A literal back-against-the-wall play.

“I thought, ‘Holy hell, it’s going to leave the yard.’ I thought it was out,” Hinch said. “That's the deepest part of the yard, and I've seen a lot of balls carry. And I've seen him hit one arm or one-handed swings this series and the ball carry out of the ballpark. I did think it was out.”

It wasn’t, and just like that, Chase Headley grounded out to end the inning. The intensity of the frame, and the 24 pitches Verlander threw, took him out of the game after just seven innings, but he’d escaped the Yankees’ biggest threat of the night, and the stadium exhaled again. Aaron Judge cut the lead to two with a towering home run off Brad Peacock in the eighth, but in the bottom of that inning, the Astros’ bats showed up in a way they hadn’t since the Division Series.

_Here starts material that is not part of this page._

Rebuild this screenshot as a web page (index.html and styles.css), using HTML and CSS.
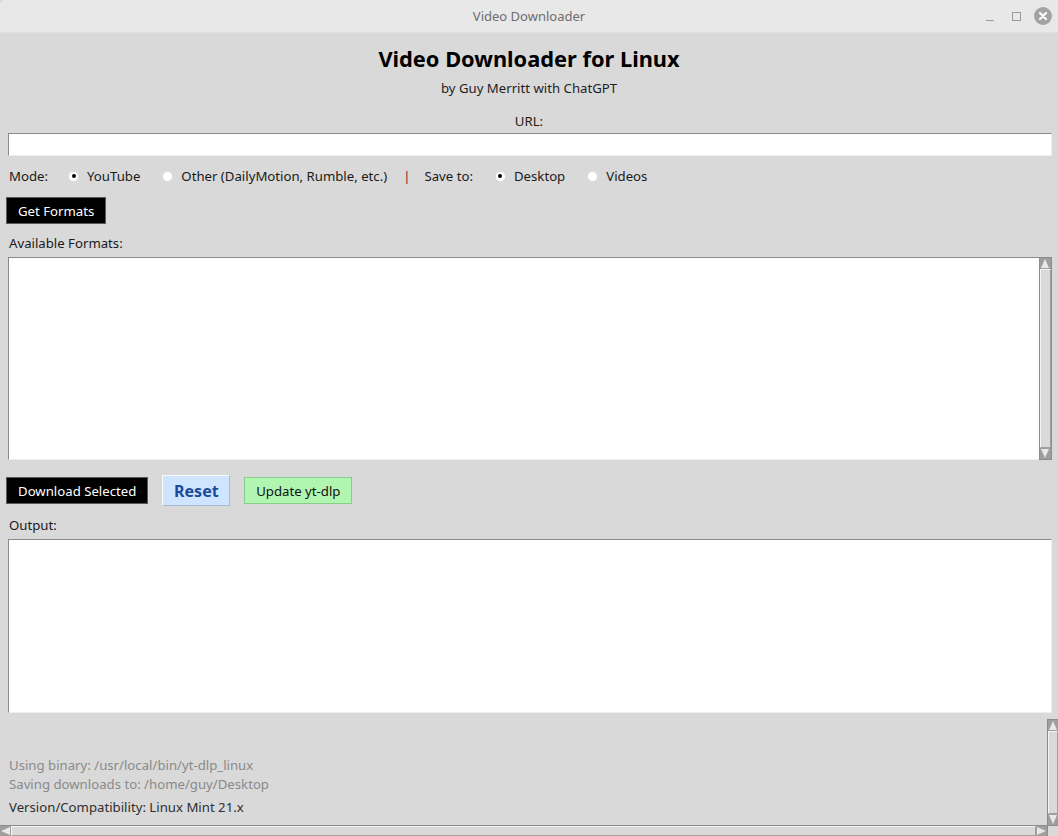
FILE: index.html
```html
<!DOCTYPE html>
<html lang="en">
<head>
    <meta charset="UTF-8">
    <title>Video Downloader</title>
    <link rel="stylesheet" href="styles.css">
</head>
<body>
    <div class="window">
        <div class="titlebar">
            <span class="title">Video Downloader</span>
            <div class="controls">
                <span class="ctl-min"></span>
                <span class="ctl-max"></span>
                <span class="ctl-close">
                    <svg width="18" height="18" viewBox="0 0 18 18"><circle cx="9" cy="9" r="9" fill="#a3a3a3"/><path d="M6 6 L12 12 M12 6 L6 12" stroke="#fff" stroke-width="2.2" stroke-linecap="round"/></svg>
                </span>
            </div>
        </div>

        <div class="app">
            <h1>Video Downloader for Linux</h1>
            <div class="byline">by Guy Merritt with ChatGPT</div>
            <div class="url-label">URL:</div>
            <div class="entry"></div>

            <div class="mode-row">
                <span class="lbl">Mode:</span>
                <span class="radio on gap-a"></span><span class="opt">YouTube</span>
                <span class="radio gap-b"></span><span class="opt">Other (DailyMotion, Rumble, etc.)</span>
                <span class="sep">|</span>
                <span class="lbl save">Save to:</span>
                <span class="radio on gap-c"></span><span class="opt">Desktop</span>
                <span class="radio gap-b"></span><span class="opt">Videos</span>
            </div>

            <div class="row-btn">
                <button class="btn dark">Get Formats</button>
            </div>

            <div class="section-label">Available Formats:</div>
            <div class="listbox">
                <div class="list-area"></div>
                <div class="vscroll">
                    <span class="arrow up"></span>
                    <span class="thumb"></span>
                    <span class="arrow down"></span>
                </div>
            </div>

            <div class="actions">
                <button class="btn dark">Download Selected</button>
                <button class="btn reset">Reset</button>
                <button class="btn green">Update yt-dlp</button>
            </div>

            <div class="section-label out">Output:</div>
            <div class="output"></div>

            <div class="footer">
                <div class="footer-text">
                    <div class="muted">Using binary: /usr/local/bin/yt-dlp_linux</div>
                    <div class="muted">Saving downloads to: /home/guy/Desktop</div>
                    <div class="version">Version/Compatibility: Linux Mint 21.x</div>
                </div>
                <div class="vscroll slim">
                    <span class="arrow up"></span>
                    <span class="thumb"></span>
                    <span class="arrow down"></span>
                </div>
                <div class="hscroll">
                    <span class="arrow left"></span>
                    <span class="thumb"></span>
                    <span class="arrow right"></span>
                </div>
                <div class="corner"></div>
            </div>
        </div>
    </div>
</body>
</html>
```

FILE: styles.css
```css
html, body {
    margin: 0;
    padding: 0;
    background-color: #d9d9d9;
}
body {
    font-family: "Noto Sans", "DejaVu Sans", sans-serif;
    font-size: 13.2px;
    color: #1a1a1a;
}
.window {
    width: 1058px;
    height: 836px;
    display: flex;
    flex-direction: column;
    overflow: hidden;
}
.titlebar {
    height: 32px;
    flex: none;
    background-color: #e8e8e8;
    border-bottom: 1px solid #dedede;
    border-top-left-radius: 5px;
    display: flex;
    align-items: center;
    justify-content: center;
    position: relative;
}
.title {
    color: #6e6e6e;
    font-size: 13px;
}
.controls {
    position: absolute;
    right: 6px;
    top: 7px;
    display: flex;
    align-items: center;
}
.ctl-min {
    width: 8px;
    height: 1px;
    background-color: #9a9a9a;
    margin-top: 8px;
    margin-right: 18px;
}
.ctl-max {
    width: 7px;
    height: 7px;
    border: 1px solid #9a9a9a;
    margin-right: 13px;
}
.ctl-close {
    display: flex;
}

.app {
    flex: 1;
    display: flex;
    flex-direction: column;
    align-items: stretch;
}
h1 {
    margin: 13px 0 0;
    font-size: 21.8px;
    line-height: 26px;
    text-align: center;
    color: #000;
}
.byline {
    margin-top: 8px;
    text-align: center;
    font-size: 13.2px;
    line-height: 17px;
    color: #1e1e1e;
}
.url-label {
    margin-top: 16px;
    text-align: center;
    line-height: 16px;
    color: #2a1a10;
}
.entry {
    margin: 4px 6px 0 8px;
    height: 21px;
    background-color: #fff;
    border-top: 1px solid #8a8a8a;
    border-left: 1px solid #8a8a8a;
    border-bottom: 1px solid #efefef;
    border-right: 1px solid #efefef;
}

.mode-row {
    margin-top: 10px;
    padding-left: 9px;
    height: 20px;
    display: flex;
    align-items: center;
}
.radio {
    width: 9px;
    height: 9px;
    border-radius: 50%;
    background-color: #fff;
    box-shadow: 0 0 0 1px #dcdcdc;
    position: relative;
    margin-right: 9px;
}
.radio.on::after {
    content: "";
    position: absolute;
    left: 2.5px;
    top: 2.5px;
    width: 4px;
    height: 4px;
    border-radius: 50%;
    background-color: #000;
}
.gap-a { margin-left: 21px; }
.gap-b { margin-left: 23px; }
.gap-c { margin-left: 23px; }
.sep {
    color: #8b1a1a;
    margin-left: 16px;
    margin-right: 14px;
}

.row-btn {
    margin-top: 11px;
    padding-left: 6px;
    display: flex;
}
.btn {
    font-family: "Noto Sans", "DejaVu Sans", sans-serif;
    font-size: 13.2px;
    height: 27px;
    padding: 0 11px;
    cursor: pointer;
}
.btn.dark {
    background-color: #000;
    color: #fff;
    border: 1px solid #5a5a5a;
}
.btn.reset {
    height: 31px;
    width: 68px;
    padding: 0;
    background-color: #cfe4ff;
    color: #1b4b9b;
    font-size: 16px;
    font-weight: bold;
    border-top: 1px solid #fafafa;
    border-left: 1px solid #fafafa;
    border-right: 1px solid #a9b9cc;
    border-bottom: 1px solid #a9b9cc;
}
.btn.green {
    width: 108px;
    padding: 0;
    background-color: #b0f5b0;
    color: #111;
    border: 1px solid #8bcb8b;
}

.section-label {
    margin-top: 11px;
    padding-left: 9px;
    line-height: 16px;
}
.listbox {
    margin: 6px 6px 0 8px;
    height: 203px;
    display: flex;
}
.list-area {
    flex: 1;
    background-color: #fff;
    border-top: 1px solid #8a8a8a;
    border-left: 1px solid #8a8a8a;
    border-bottom: 1px solid #efefef;
}
.vscroll {
    width: 13px;
    display: flex;
    flex-direction: column;
    background-color: #d9d9d9;
    border: 1px solid #8c8c8c;
    box-sizing: border-box;
}
.vscroll .thumb {
    flex: 1;
    border: 1px solid #a0a0a0;
    border-top-color: #f4f4f4;
    border-left-color: #f4f4f4;
}
.arrow {
    flex: none;
    width: 11px;
    height: 11px;
    position: relative;
    background-color: #9e9e9e;
}
.arrow::after {
    content: "";
    position: absolute;
    width: 0;
    height: 0;
}
.arrow.up::after {
    left: 1px;
    top: 1px;
    border-left: 4.5px solid transparent;
    border-right: 4.5px solid transparent;
    border-bottom: 9px solid #e8e8e8;
}
.arrow.down::after {
    left: 1px;
    top: 1px;
    border-left: 4.5px solid transparent;
    border-right: 4.5px solid transparent;
    border-top: 9px solid #e8e8e8;
}
.arrow.left::after {
    left: 1px;
    top: 1px;
    border-top: 4.5px solid transparent;
    border-bottom: 4.5px solid transparent;
    border-right: 9px solid #e8e8e8;
}
.arrow.right::after {
    left: 1px;
    top: 1px;
    border-top: 4.5px solid transparent;
    border-bottom: 4.5px solid transparent;
    border-left: 9px solid #e8e8e8;
}

.actions {
    margin-top: 15px;
    padding-left: 6px;
    display: flex;
    align-items: center;
    gap: 14px;
}
.section-label.out {
    margin-top: 11px;
}
.output {
    margin: 6px 6px 0 8px;
    height: 172px;
    background-color: #fff;
    border-top: 1px solid #8a8a8a;
    border-left: 1px solid #8a8a8a;
    border-bottom: 1px solid #efefef;
    border-right: 1px solid #efefef;
}

.footer {
    margin-top: 6px;
    flex: 1;
    display: grid;
    grid-template-columns: 1fr 11px;
    grid-template-rows: 1fr 11px;
}
.footer-text {
    padding: 37px 0 0 9px;
    line-height: 19px;
}
.muted {
    color: #8a8a8a;
}
.version {
    margin-top: 4px;
    color: #2e2e2e;
}
.vscroll.slim {
    width: 11px;
    border-width: 1px 0 0 1px;
}
.vscroll.slim .arrow {
    width: 10px;
}
.hscroll {
    display: flex;
    border-top: 1px solid #8c8c8c;
    background-color: #d9d9d9;
}
.hscroll .thumb {
    flex: 1;
    border: 1px solid #a0a0a0;
    border-top-color: #f4f4f4;
    border-left-color: #f4f4f4;
}
.corner {
    background-color: #d9d9d9;
    border-top: 1px solid #8c8c8c;
    border-left: 1px solid #8c8c8c;
}
```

The leadoff hitter, Altuve, answered Judge’s homer with a wall-scraper into the Crawford Boxes, and the next three Astros got hits—importantly, off David Robertson, who’d been imperious so far this postseason. The Astros pushed four across the plate in the bottom of the eighth, and each hit peeled off a layer of the crowd’s anxiety, until all that remained was the brash confidence of Games 1 and 2. Nothing tempered their enthusiasm afterward—not closer Ken Giles’s scoreless but shaky ninth, nor the knowledge that the Astros will have to somehow get 27 outs on Saturday without Verlander, and with Dallas Keuchel and Lance McCullers available only out of the pen on short rest.

The Astros brought the series level, to be decided by one last game—at home, where they’re 15-2 since September 1. In the process they not only won, but made the vaunted Yankee bullpen bleed. Verlander was incredible once again, and Altuve and the offense are finally putting runs on the board. This is business as usual—what is there to fear?